Je vous demande bien pardon d’associer dans votre pensée l’image de Rome à celle de la révoltante obscénité de ses coutumes et franchises ; mais c’est le trait caractéristique qui, du premier moment, vous donne la clef de l’ensemble. L’abandon absolu de toute pudeur, l’absence de répression, la magistrale insouciance du passant, la fièvre et la mort planant sur le tout malgré une incessante pluie d’eau bénite, cela explique bien des choses, et il ne faut pas s’étonner si l’on a pu bâtir tant de cahutes avec les pierres des édifices sacrés, si des guenilles immondes flottent sur les précieux bas-reliefs incrustés dans tous les murs, et si, dans le monde moral que cet extérieur représente, il y a des vices infâmes vainement arrosés d’eaux lustrales, et des vertus natives écrasées sous d’effroyables misères.
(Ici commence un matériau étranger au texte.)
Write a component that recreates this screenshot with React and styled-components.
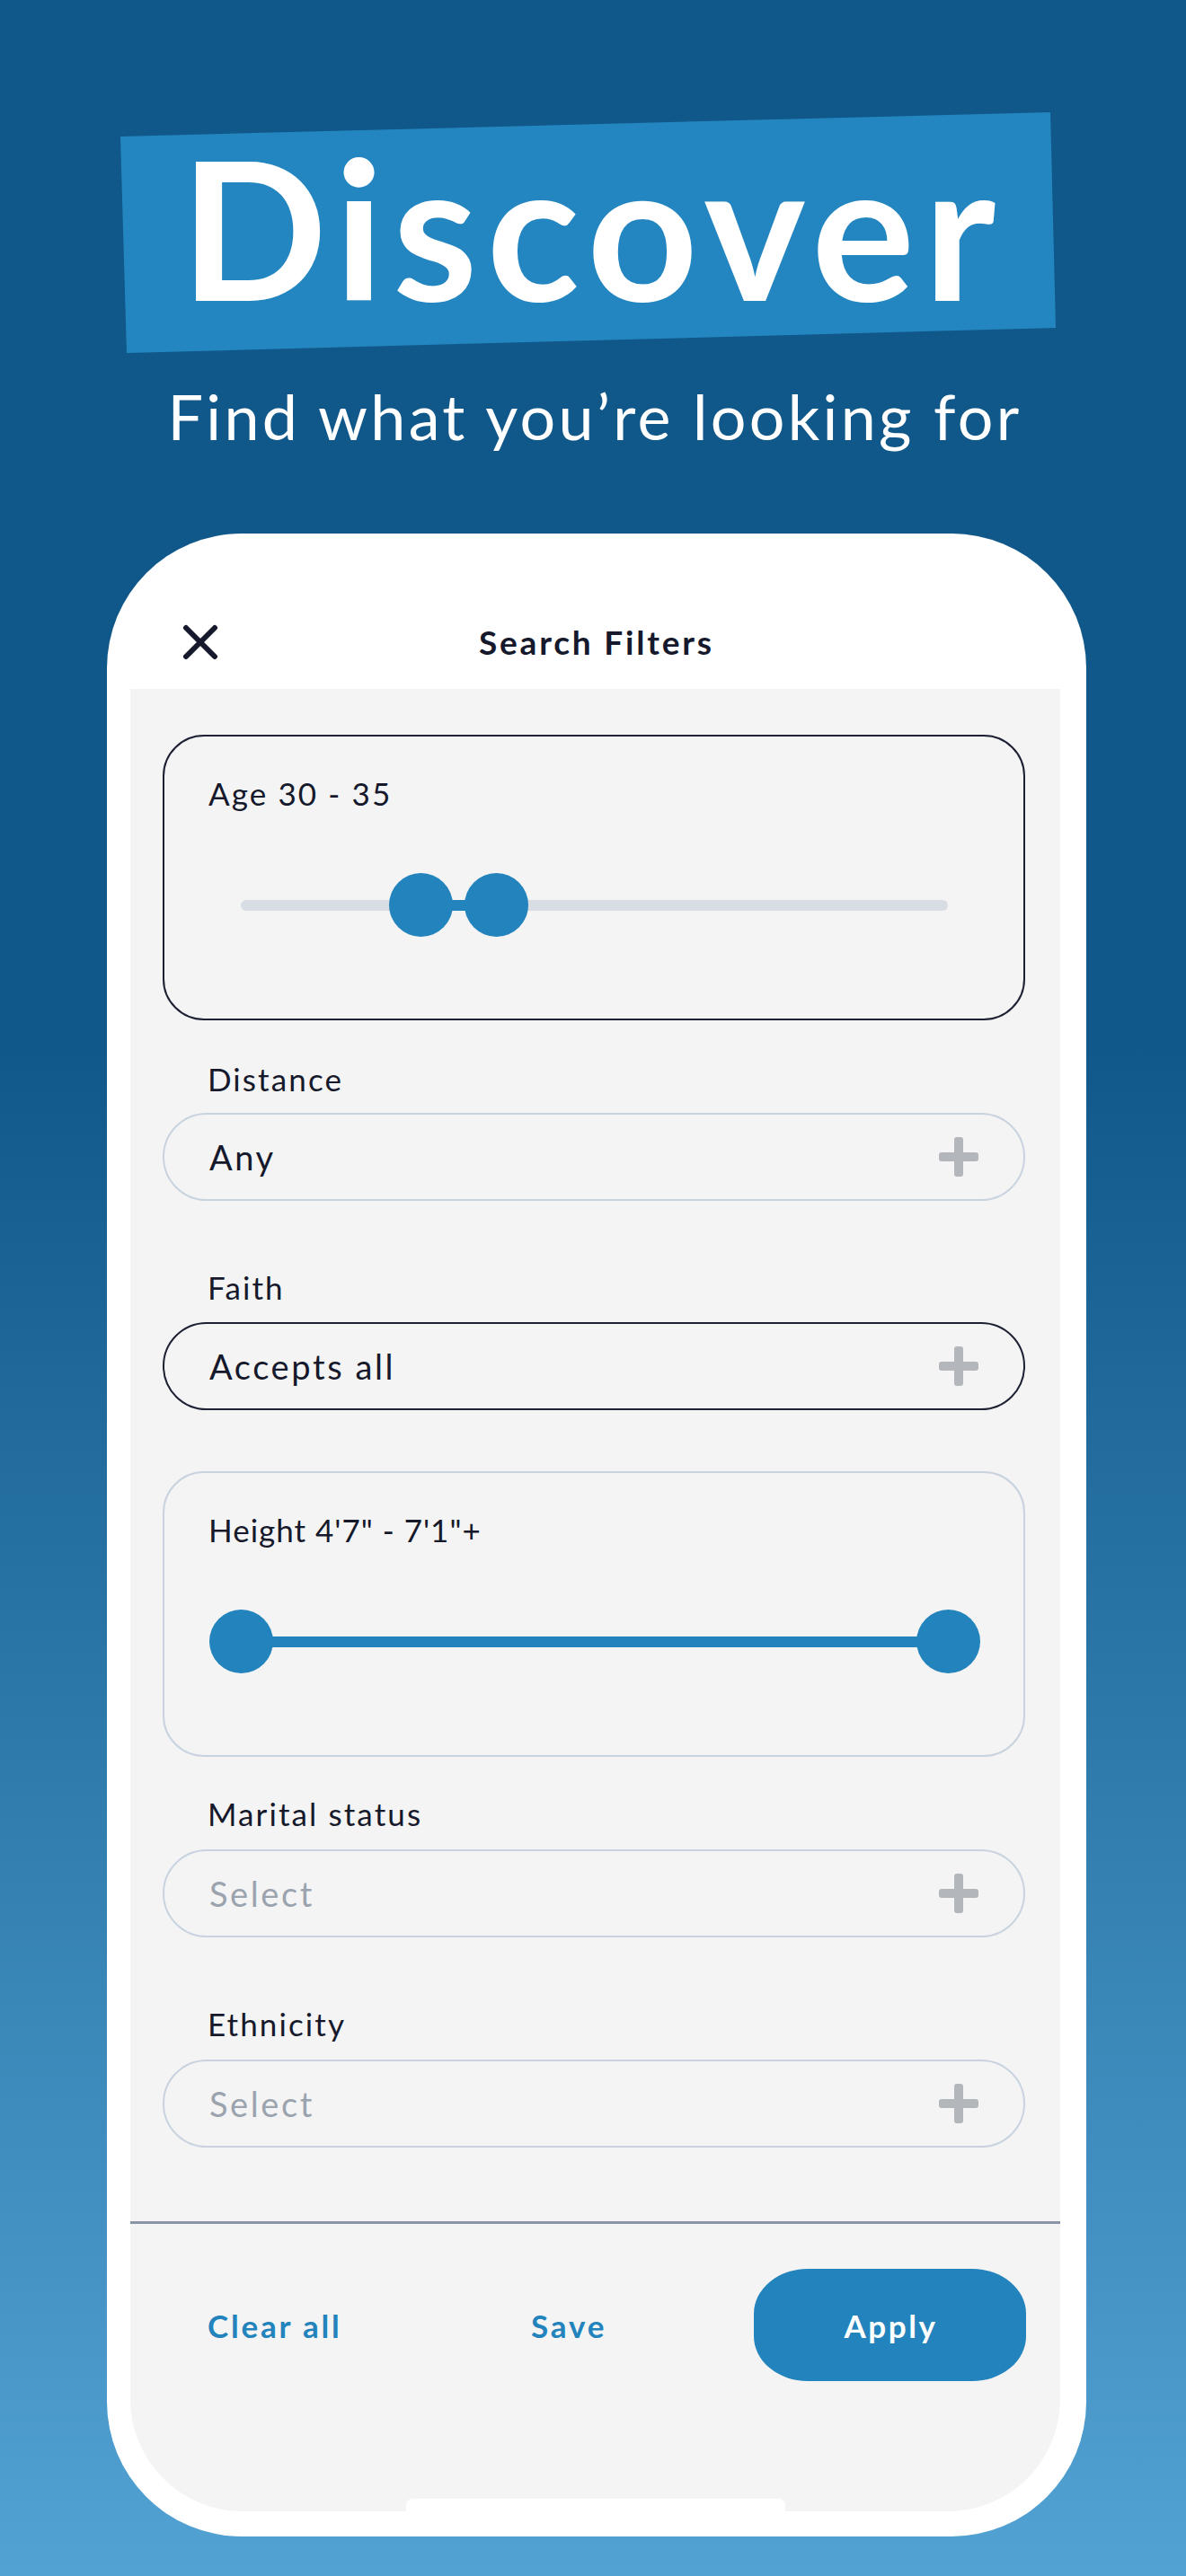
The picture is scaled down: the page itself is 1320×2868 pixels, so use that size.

Je me suis relevé de l’abattement moral où m’avait plongé cette première impression, au milieu des Thermes de Caracalla. Ceci est une ruine grandiose et dans des proportions colossales ; c’est renfermé, c’est isolé, silencieux et respecté. Là, on sent la terrifiante puissance des Césars et l’opulence d’une nation enivrée de sa royauté sur le monde.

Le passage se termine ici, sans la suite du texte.